Task instructions: Collect every line below that contains the word "components".
---------- Material provided
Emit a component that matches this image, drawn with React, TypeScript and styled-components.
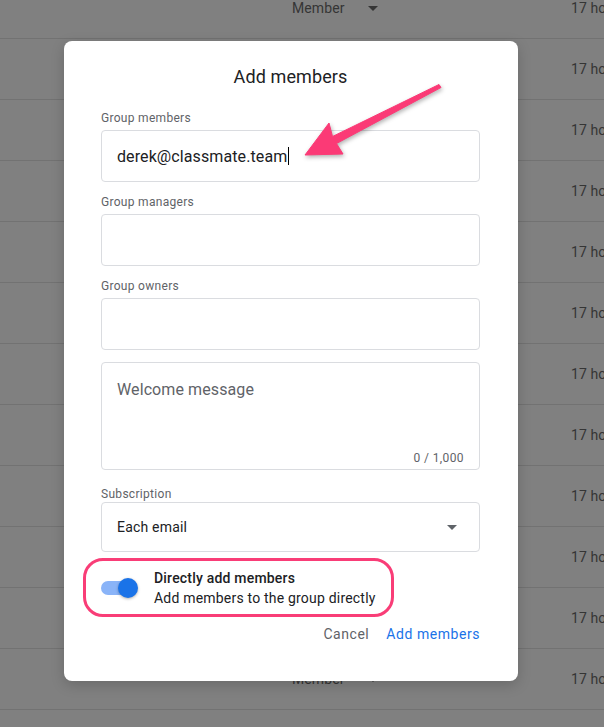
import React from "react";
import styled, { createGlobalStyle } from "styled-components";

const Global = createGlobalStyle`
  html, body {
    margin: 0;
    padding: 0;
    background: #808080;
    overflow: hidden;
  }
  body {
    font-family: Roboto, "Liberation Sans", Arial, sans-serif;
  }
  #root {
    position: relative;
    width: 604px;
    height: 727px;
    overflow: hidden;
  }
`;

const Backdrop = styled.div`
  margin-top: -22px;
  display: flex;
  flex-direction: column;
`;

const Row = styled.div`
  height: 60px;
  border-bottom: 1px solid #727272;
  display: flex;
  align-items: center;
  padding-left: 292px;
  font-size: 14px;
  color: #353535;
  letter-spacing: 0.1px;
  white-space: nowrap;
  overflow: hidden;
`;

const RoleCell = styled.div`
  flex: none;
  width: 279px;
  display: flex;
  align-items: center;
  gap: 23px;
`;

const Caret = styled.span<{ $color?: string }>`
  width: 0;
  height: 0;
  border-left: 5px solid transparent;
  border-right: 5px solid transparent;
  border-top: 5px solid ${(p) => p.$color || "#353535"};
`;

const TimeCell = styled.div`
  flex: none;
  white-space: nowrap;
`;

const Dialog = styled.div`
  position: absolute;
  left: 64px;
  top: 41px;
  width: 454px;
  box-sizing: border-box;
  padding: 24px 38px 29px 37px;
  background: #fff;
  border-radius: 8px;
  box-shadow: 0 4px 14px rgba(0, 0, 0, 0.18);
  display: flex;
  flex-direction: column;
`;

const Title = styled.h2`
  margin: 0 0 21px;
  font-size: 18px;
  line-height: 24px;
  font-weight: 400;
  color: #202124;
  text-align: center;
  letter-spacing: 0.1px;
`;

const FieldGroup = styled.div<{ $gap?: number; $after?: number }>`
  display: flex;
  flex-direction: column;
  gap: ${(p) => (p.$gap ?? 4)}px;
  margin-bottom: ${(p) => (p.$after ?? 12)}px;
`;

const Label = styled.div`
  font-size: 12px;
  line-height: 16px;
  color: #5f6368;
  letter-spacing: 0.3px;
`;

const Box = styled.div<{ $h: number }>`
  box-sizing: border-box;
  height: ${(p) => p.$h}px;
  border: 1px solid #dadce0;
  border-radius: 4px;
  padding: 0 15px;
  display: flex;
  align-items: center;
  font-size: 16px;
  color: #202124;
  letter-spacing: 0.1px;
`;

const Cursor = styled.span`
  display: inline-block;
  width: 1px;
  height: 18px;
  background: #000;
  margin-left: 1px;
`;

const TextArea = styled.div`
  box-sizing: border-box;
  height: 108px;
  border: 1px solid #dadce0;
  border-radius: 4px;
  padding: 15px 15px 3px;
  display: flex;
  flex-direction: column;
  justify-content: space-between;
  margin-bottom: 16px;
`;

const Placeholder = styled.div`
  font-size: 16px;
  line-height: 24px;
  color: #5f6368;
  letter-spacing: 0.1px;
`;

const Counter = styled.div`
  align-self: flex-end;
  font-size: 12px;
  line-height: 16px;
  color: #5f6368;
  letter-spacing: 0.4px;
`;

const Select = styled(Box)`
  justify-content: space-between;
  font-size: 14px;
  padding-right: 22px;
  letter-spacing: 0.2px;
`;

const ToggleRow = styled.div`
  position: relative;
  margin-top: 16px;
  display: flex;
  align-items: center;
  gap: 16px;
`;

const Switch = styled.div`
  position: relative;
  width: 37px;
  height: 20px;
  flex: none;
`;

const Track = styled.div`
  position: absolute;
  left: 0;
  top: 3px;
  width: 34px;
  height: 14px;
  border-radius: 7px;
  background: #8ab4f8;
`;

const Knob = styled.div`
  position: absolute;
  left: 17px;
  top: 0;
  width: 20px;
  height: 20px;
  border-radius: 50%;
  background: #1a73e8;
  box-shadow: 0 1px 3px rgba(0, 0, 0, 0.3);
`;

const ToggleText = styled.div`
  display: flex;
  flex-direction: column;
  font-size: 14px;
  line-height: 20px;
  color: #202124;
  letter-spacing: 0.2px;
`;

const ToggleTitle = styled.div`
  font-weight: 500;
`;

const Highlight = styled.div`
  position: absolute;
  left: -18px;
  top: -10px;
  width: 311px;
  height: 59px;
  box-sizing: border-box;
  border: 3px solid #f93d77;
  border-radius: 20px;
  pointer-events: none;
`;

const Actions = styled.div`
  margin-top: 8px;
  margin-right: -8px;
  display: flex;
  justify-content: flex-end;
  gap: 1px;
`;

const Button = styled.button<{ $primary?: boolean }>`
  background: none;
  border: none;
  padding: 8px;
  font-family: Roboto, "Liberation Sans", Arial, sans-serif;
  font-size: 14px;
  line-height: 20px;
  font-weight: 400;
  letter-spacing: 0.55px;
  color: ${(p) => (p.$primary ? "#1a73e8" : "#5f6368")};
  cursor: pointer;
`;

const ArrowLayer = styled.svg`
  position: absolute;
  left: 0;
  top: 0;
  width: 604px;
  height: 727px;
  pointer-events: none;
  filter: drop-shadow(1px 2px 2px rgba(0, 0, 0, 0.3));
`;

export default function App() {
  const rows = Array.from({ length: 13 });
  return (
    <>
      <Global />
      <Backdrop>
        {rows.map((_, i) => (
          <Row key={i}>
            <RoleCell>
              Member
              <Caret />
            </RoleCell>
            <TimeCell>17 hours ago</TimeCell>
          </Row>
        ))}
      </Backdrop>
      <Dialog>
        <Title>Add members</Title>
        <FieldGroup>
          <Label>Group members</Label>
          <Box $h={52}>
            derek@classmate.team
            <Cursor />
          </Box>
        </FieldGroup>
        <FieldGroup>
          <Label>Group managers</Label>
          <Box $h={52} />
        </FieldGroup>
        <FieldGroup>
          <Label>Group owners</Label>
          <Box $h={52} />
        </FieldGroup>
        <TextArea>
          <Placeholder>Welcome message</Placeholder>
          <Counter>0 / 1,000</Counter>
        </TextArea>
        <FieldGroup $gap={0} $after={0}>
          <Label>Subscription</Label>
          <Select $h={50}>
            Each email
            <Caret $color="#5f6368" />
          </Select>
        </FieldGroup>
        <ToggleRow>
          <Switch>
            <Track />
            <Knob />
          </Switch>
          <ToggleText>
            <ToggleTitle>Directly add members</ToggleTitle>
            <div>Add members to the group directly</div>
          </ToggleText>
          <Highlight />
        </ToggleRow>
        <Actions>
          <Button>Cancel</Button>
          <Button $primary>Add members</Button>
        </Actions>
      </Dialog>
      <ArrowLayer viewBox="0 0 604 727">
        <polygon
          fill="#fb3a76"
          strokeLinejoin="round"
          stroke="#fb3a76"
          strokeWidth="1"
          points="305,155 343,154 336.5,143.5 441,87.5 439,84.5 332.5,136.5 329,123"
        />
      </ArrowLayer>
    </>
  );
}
--------------------
Solution for this exercise:
Emit a component that matches this image, drawn with React, TypeScript and styled-components.
import styled, { createGlobalStyle } from "styled-components";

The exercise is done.